_Written request_.
All lines below must be repeated exactly, with the pictures omitted.

_Supplied material_.
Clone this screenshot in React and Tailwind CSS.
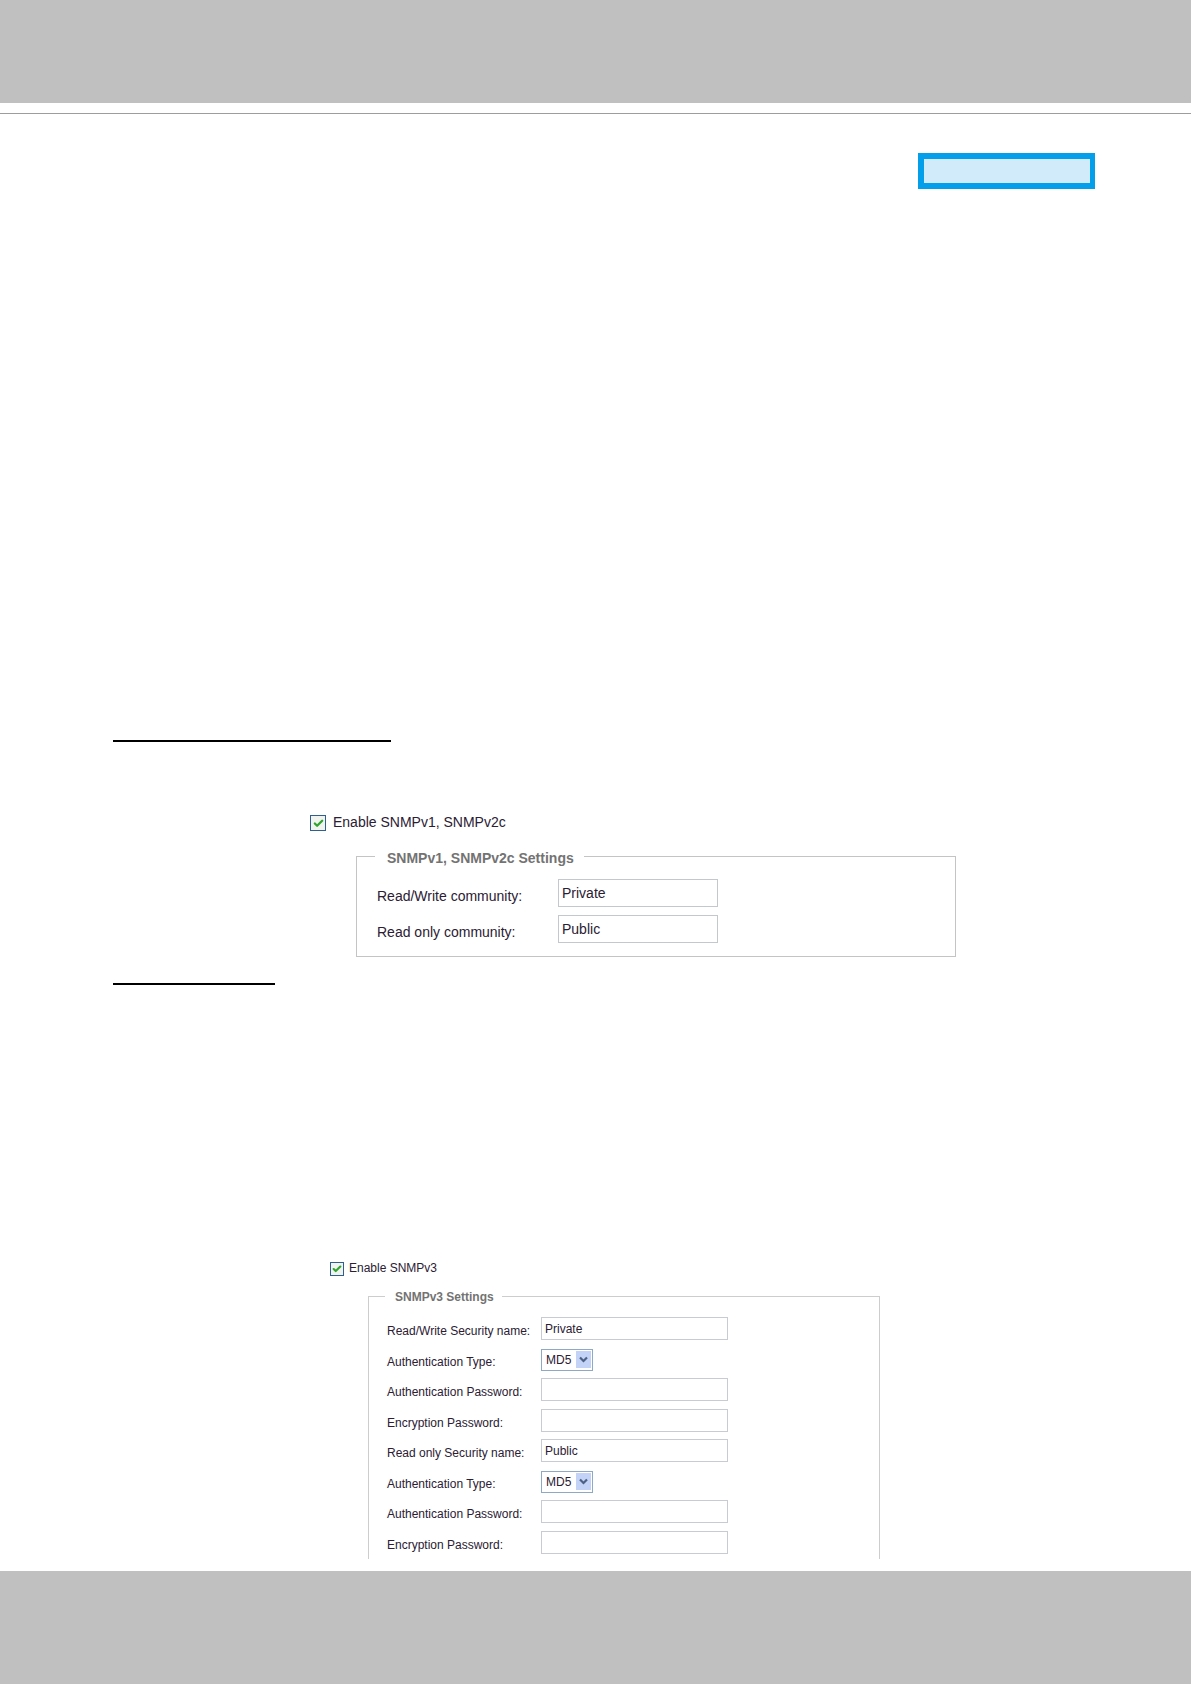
import { Check } from "lucide-react";

function Tick({ id, label, large }) {
  return (
    <div className={large ? "flex items-center gap-[7px] text-sm" : "flex items-center gap-[5px] text-xs"}>
      <span className="grid place-items-center">
        <input
          id={id}
          type="checkbox"
          defaultChecked
          className={
            large
              ? "peer col-start-1 row-start-1 size-4 appearance-none border border-[#2f5f8f] bg-[#f1f4ee]"
              : "peer col-start-1 row-start-1 size-[14px] appearance-none border border-[#2f5f8f] bg-[#f1f4ee]"
          }
        />
        <Check
          size={large ? 11 : 10}
          strokeWidth={5}
          className="pointer-events-none invisible col-start-1 row-start-1 text-[#2fa52f] peer-checked:visible"
        />
      </span>
      <label htmlFor={id} className={large ? "pb-[2px] leading-[14px]" : "pb-[2px] leading-[14px]"}>{label}</label>
    </div>
  );
}

function TextRow({ id, label, value = "", type = "text", large }) {
  return (
    <div className="flex">
      <label
        htmlFor={id}
        className={large ? "w-[181px] pt-[7px] text-sm leading-5" : "w-[154px] pt-[5px] text-xs leading-[18px]"}
      >
        {label}
      </label>
      <input
        id={id}
        type={type}
        defaultValue={value}
        className={
          large
            ? "h-7 w-40 border border-[#c3c8cd] bg-white px-[3px] text-sm"
            : "h-[23px] w-[187px] border border-[#c8cbd1] bg-white px-[3px] text-xs"
        }
      />
    </div>
  );
}

function SelectRow({ id, label }) {
  return (
    <div className="flex h-[23px]">
      <label htmlFor={id} className="w-[154px] pt-[5px] text-xs leading-[18px]">{label}</label>
      <span className="grid items-center justify-items-end">
        <select
          id={id}
          defaultValue="MD5"
          className="col-start-1 row-start-1 h-[22px] w-[52px] appearance-none border border-[#8fa9c4] bg-white pl-1 text-xs"
        >
          <option>MD5</option>
          <option>SHA</option>
        </select>
        <span className="pointer-events-none col-start-1 row-start-1 mr-[2px] grid h-[17px] w-[15px] place-items-center bg-[#c2d3f7]">
          <svg width="9" height="7" viewBox="0 0 9 7" fill="none" stroke="#4d6185" strokeWidth="2.2" aria-hidden="true">
            <path d="M1 1.5 4.5 5 8 1.5" />
          </svg>
        </span>
      </span>
    </div>
  );
}

function Credentials({ prefix, nameLabel, name }) {
  return (
    <div className="space-y-[7px]">
      <div className="space-y-2">
        <TextRow id={prefix + "-name"} label={nameLabel} value={name} />
        <SelectRow id={prefix + "-auth"} label="Authentication Type:" />
      </div>
      <div className="space-y-2">
        <TextRow id={prefix + "-authpw"} label="Authentication Password:" type="password" />
        <TextRow id={prefix + "-encpw"} label="Encryption Password:" type="password" />
      </div>
    </div>
  );
}

export default function App() {
  return (
    <div className="flex min-h-screen flex-col bg-white font-['Liberation_Sans',Arial,sans-serif] text-[#2b2033]">
      <header className="mb-[10px] h-[103px] bg-[#c0c0c0]" />
      <hr className="border-t border-[#9d9d9d]" />
      <main className="grow">
        <div className="mt-[39px] mr-24 ml-auto h-9 w-[177px] border-6 border-r-5 border-[#049fea] bg-[#d2ebfb]" />

        <hr className="mt-[551px] ml-[113px] w-[278px] border-t-2 border-black" />
        <section className="mt-[73px] mr-[235px] ml-[310px]">
          <Tick id="v1" label="Enable SNMPv1, SNMPv2c" large />
          <fieldset className="mt-[13px] ml-[46px] border border-[#c4c4c4] px-5 pb-[13px]">
            <legend className="-ml-[2px] pt-1 pr-[10px] pl-3 text-sm leading-5 font-bold text-[#737373]">
              SNMPv1, SNMPv2c Settings
            </legend>
            <div className="space-y-2 pt-[11px]">
              <TextRow id="rw" label="Read/Write community:" value="Private" large />
              <TextRow id="ro" label="Read only community:" value="Public" large />
            </div>
          </fieldset>
        </section>

        <hr className="mt-[26px] ml-[113px] w-[162px] border-t-2 border-black" />
        <section className="mt-[276px] mr-[311px] ml-[330px]">
          <Tick id="v3" label="Enable SNMPv3" />
          <fieldset className="mt-[9px] ml-[38px] border border-b-0 border-[#cdcdcd] px-[18px] pb-[5px]">
            <legend className="-ml-[2px] pt-[2px] pr-2 pl-[10px] text-xs leading-[18px] font-bold text-[#737373]">
              SNMPv3 Settings
            </legend>
            <div className="space-y-[7px] pt-[11px]">
              <Credentials prefix="rw3" nameLabel="Read/Write Security name:" name="Private" />
              <Credentials prefix="ro3" nameLabel="Read only Security name:" name="Public" />
            </div>
          </fieldset>
        </section>
      </main>
      <footer className="mt-3 h-[113px] bg-[#c0c0c0]" />
    </div>
  );
}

_Solution for this exercise_.
Clone this screenshot in React and Tailwind CSS.
import { Check } from "lucide-react";

function Tick({ id, label, large }) {
  return (
    <div className={large ? "flex items-center gap-[7px] text-sm" : "flex items-center gap-[5px] text-xs"}>
      <span className="grid place-items-center">
        <input
          id={id}
          type="checkbox"
          defaultChecked
          className={
            large
              ? "peer col-start-1 row-start-1 size-4 appearance-none border border-[#2f5f8f] bg-[#f1f4ee]"
              : "peer col-start-1 row-start-1 size-[14px] appearance-none border border-[#2f5f8f] bg-[#f1f4ee]"
          }
        />
        <Check
          size={large ? 11 : 10}
          strokeWidth={5}
          className="pointer-events-none invisible col-start-1 row-start-1 text-[#2fa52f] peer-checked:visible"
        />
      </span>
      <label htmlFor={id} className={large ? "pb-[2px] leading-[14px]" : "pb-[2px] leading-[14px]"}>{label}</label>
    </div>
  );
}

function TextRow({ id, label, value = "", type = "text", large }) {
  return (
    <div className="flex">
      <label
        htmlFor={id}
        className={large ? "w-[181px] pt-[7px] text-sm leading-5" : "w-[154px] pt-[5px] text-xs leading-[18px]"}
      >
        {label}
      </label>
      <input
        id={id}
        type={type}
        defaultValue={value}
        className={
          large
            ? "h-7 w-40 border border-[#c3c8cd] bg-white px-[3px] text-sm"
            : "h-[23px] w-[187px] border border-[#c8cbd1] bg-white px-[3px] text-xs"
        }
      />
    </div>
  );
}

function SelectRow({ id, label }) {
  return (
    <div className="flex h-[23px]">
      <label htmlFor={id} className="w-[154px] pt-[5px] text-xs leading-[18px]">{label}</label>
      <span className="grid items-center justify-items-end">
        <select
          id={id}
          defaultValue="MD5"
          className="col-start-1 row-start-1 h-[22px] w-[52px] appearance-none border border-[#8fa9c4] bg-white pl-1 text-xs"
        >
          <option>MD5</option>
          <option>SHA</option>
        </select>
        <span className="pointer-events-none col-start-1 row-start-1 mr-[2px] grid h-[17px] w-[15px] place-items-center bg-[#c2d3f7]">
          <svg width="9" height="7" viewBox="0 0 9 7" fill="none" stroke="#4d6185" strokeWidth="2.2" aria-hidden="true">
            <path d="M1 1.5 4.5 5 8 1.5" />
          </svg>
        </span>
      </span>
    </div>
  );
}

function Credentials({ prefix, nameLabel, name }) {
  return (
    <div className="space-y-[7px]">
      <div className="space-y-2">
        <TextRow id={prefix + "-name"} label={nameLabel} value={name} />
        <SelectRow id={prefix + "-auth"} label="Authentication Type:" />
      </div>
      <div className="space-y-2">
        <TextRow id={prefix + "-authpw"} label="Authentication Password:" type="password" />
        <TextRow id={prefix + "-encpw"} label="Encryption Password:" type="password" />
      </div>
    </div>
  );
}

export default function App() {
  return (
    <div className="flex min-h-screen flex-col bg-white font-['Liberation_Sans',Arial,sans-serif] text-[#2b2033]">
      <header className="mb-[10px] h-[103px] bg-[#c0c0c0]" />
      <hr className="border-t border-[#9d9d9d]" />
      <main className="grow">
        <div className="mt-[39px] mr-24 ml-auto h-9 w-[177px] border-6 border-r-5 border-[#049fea] bg-[#d2ebfb]" />

        <hr className="mt-[551px] ml-[113px] w-[278px] border-t-2 border-black" />
        <section className="mt-[73px] mr-[235px] ml-[310px]">
          <Tick id="v1" label="Enable SNMPv1, SNMPv2c" large />
          <fieldset className="mt-[13px] ml-[46px] border border-[#c4c4c4] px-5 pb-[13px]">
            <legend className="-ml-[2px] pt-1 pr-[10px] pl-3 text-sm leading-5 font-bold text-[#737373]">
              SNMPv1, SNMPv2c Settings
            </legend>
            <div className="space-y-2 pt-[11px]">
              <TextRow id="rw" label="Read/Write community:" value="Private" large />
              <TextRow id="ro" label="Read only community:" value="Public" large />
            </div>
          </fieldset>
        </section>

        <hr className="mt-[26px] ml-[113px] w-[162px] border-t-2 border-black" />
        <section className="mt-[276px] mr-[311px] ml-[330px]">
          <Tick id="v3" label="Enable SNMPv3" />
          <fieldset className="mt-[9px] ml-[38px] border border-b-0 border-[#cdcdcd] px-[18px] pb-[5px]">
            <legend className="-ml-[2px] pt-[2px] pr-2 pl-[10px] text-xs leading-[18px] font-bold text-[#737373]">
              SNMPv3 Settings
            </legend>
            <div className="space-y-[7px] pt-[11px]">
              <Credentials prefix="rw3" nameLabel="Read/Write Security name:" name="Private" />
              <Credentials prefix="ro3" nameLabel="Read only Security name:" name="Public" />
            </div>
          </fieldset>
        </section>
      </main>
      <footer className="mt-3 h-[113px] bg-[#c0c0c0]" />
    </div>
  );
}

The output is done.